• _Dataset section_
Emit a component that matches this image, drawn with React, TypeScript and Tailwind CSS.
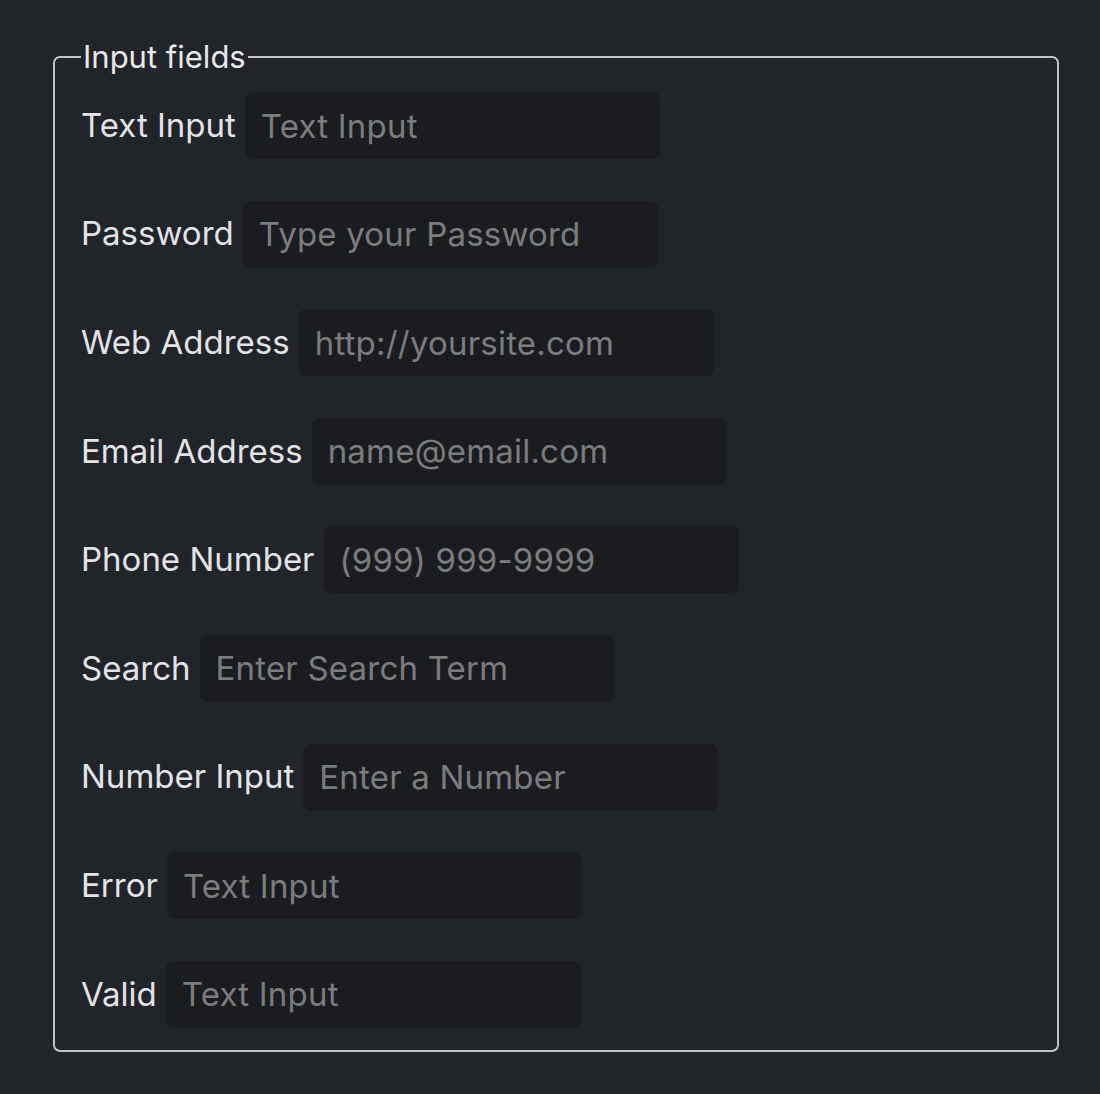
import React from 'react';

type Field = {
  label: string;
  type: string;
  placeholder: string;
};

const fields: Field[] = [
  { label: 'Text Input', type: 'text', placeholder: 'Text Input' },
  { label: 'Password', type: 'password', placeholder: 'Type your Password' },
  { label: 'Web Address', type: 'url', placeholder: 'http://yoursite.com' },
  { label: 'Email Address', type: 'email', placeholder: 'name@email.com' },
  { label: 'Phone Number', type: 'tel', placeholder: '(999) 999-9999' },
  { label: 'Search', type: 'search', placeholder: 'Enter Search Term' },
  { label: 'Number Input', type: 'number', placeholder: 'Enter a Number' },
  { label: 'Error', type: 'text', placeholder: 'Text Input' },
  { label: 'Valid', type: 'text', placeholder: 'Text Input' },
];

export default function App() {
  return (
    <div className="min-h-[1094px] w-full bg-[#212429] px-[53px] pt-[38px] font-['Inter','Noto_Sans',sans-serif] text-[33px] text-[#e1e3e6]">
      <fieldset className="w-[1006px] rounded-[7px] border-2 border-[#c2c2c2] px-[26px] pb-[22px] pt-[16px]">
        <legend className="px-[2px] text-[31px] leading-[38px] text-[#e8e9eb]">Input fields</legend>
        <div className="flex flex-col gap-[41.6px]">
          {fields.map((f, i) => (
            <div key={i} className="flex items-center gap-[9px]">
              <label htmlFor={`field-${i}`} className="whitespace-nowrap">
                {f.label}
              </label>
              <input
                id={`field-${i}`}
                type={f.type}
                placeholder={f.placeholder}
                className="h-[67px] w-[415px] rounded-[8px] bg-[#1b1c1f] px-[16px] text-[33px] tracking-[0.2px] text-[#e1e3e6] outline-none placeholder:text-[#7b7c7e] [appearance:textfield]"
              />
            </div>
          ))}
        </div>
      </fieldset>
    </div>
  );
}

• _Exercise aim_
Give all the lines above again, character for character, without pictures.

• _Exercise answer_
Emit a component that matches this image, drawn with React, TypeScript and Tailwind CSS.
import React from 'react';

type Field = {
  label: string;
  type: string;
  placeholder: string;
};

const fields: Field[] = [
  { label: 'Text Input', type: 'text', placeholder: 'Text Input' },
  { label: 'Password', type: 'password', placeholder: 'Type your Password' },
  { label: 'Web Address', type: 'url', placeholder: 'http://yoursite.com' },
  { label: 'Email Address', type: 'email', placeholder: 'name@email.com' },
  { label: 'Phone Number', type: 'tel', placeholder: '(999) 999-9999' },
  { label: 'Search', type: 'search', placeholder: 'Enter Search Term' },
  { label: 'Number Input', type: 'number', placeholder: 'Enter a Number' },
  { label: 'Error', type: 'text', placeholder: 'Text Input' },
  { label: 'Valid', type: 'text', placeholder: 'Text Input' },
];

export default function App() {
  return (
    <div className="min-h-[1094px] w-full bg-[#212429] px-[53px] pt-[38px] font-['Inter','Noto_Sans',sans-serif] text-[33px] text-[#e1e3e6]">
      <fieldset className="w-[1006px] rounded-[7px] border-2 border-[#c2c2c2] px-[26px] pb-[22px] pt-[16px]">
        <legend className="px-[2px] text-[31px] leading-[38px] text-[#e8e9eb]">Input fields</legend>
        <div className="flex flex-col gap-[41.6px]">
          {fields.map((f, i) => (
            <div key={i} className="flex items-center gap-[9px]">
              <label htmlFor={`field-${i}`} className="whitespace-nowrap">
                {f.label}
              </label>
              <input
                id={`field-${i}`}
                type={f.type}
                placeholder={f.placeholder}
                className="h-[67px] w-[415px] rounded-[8px] bg-[#1b1c1f] px-[16px] text-[33px] tracking-[0.2px] text-[#e1e3e6] outline-none placeholder:text-[#7b7c7e] [appearance:textfield]"
              />
            </div>
          ))}
        </div>
      </fieldset>
    </div>
  );
}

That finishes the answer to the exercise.